Set clear stopping criteria — M3 will keep working indefinitely. Define success conditions (“all tests pass”, “build succeeds”, “no lint errors”) so the agent knows when to stop.
Commit frequently — Have the agent commit after each meaningful change. If something goes wrong at hour 6, you can roll back without losing hours 1-5.
Monitor token usage — A 12-hour session can consume 10-50M tokens. At $0.60/M input, that is $6-30. Set budget limits.
Use the 512K tier when possible — Pricing doubles above 512K context. If your task fits in 512K, you save 50%.

FAQ

How does M3 compare to Claude Opus 4.8 for agentic coding?

Opus 4.8 is better on raw coding quality (69.2% vs 59.0% SWE-bench Pro) and has dynamic workflows for parallel agent orchestration. M3 is 4.5× cheaper, has native multimodal, and MSA makes long contexts faster. Use Opus for the hardest tasks, M3 for sustained autonomous work where cost matters.

Can M3 run for 12 hours like the ICLR demo?

Yes, if your infrastructure supports it. The 1M context window and MSA architecture are designed for exactly this. The limiting factor is your agent loop implementation, not the model.

Is 59% SWE-bench Pro good enough for production agents?

It depends on your tolerance for errors. 59% means M3 resolves about 6 in 10 GitHub issues autonomously. For tasks with a test suite that catches failures, this is fine — the agent retries until tests pass. For tasks without automated verification, you may want Opus 4.8’s higher reliability.
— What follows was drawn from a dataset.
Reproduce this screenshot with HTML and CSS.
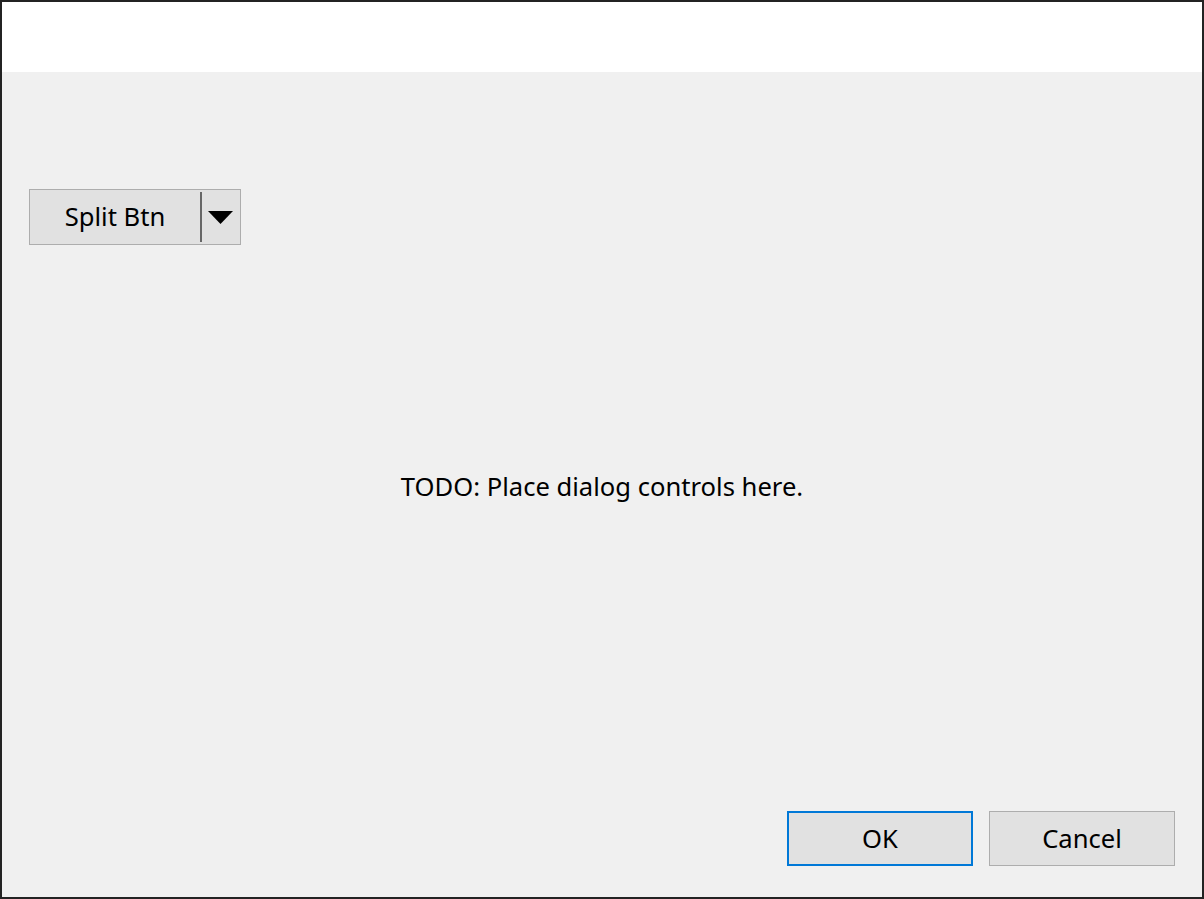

What about the computer use capability?

It works but is less mature than Claude’s (87.1% OSWorld). Use it for visual verification and simple UI interactions. For complex browser automation, Claude Opus 4.8 is more reliable.

How does the cost compare to running my own agent on DeepSeek?

DeepSeek V4-Pro is ~6× cheaper per token ($0.435/$0.87 vs $0.60/$2.40). If you do not need multimodal or computer use, DeepSeek is the better value for pure coding agents. M3’s advantage is the combination of multimodal + long context + computer use in one model.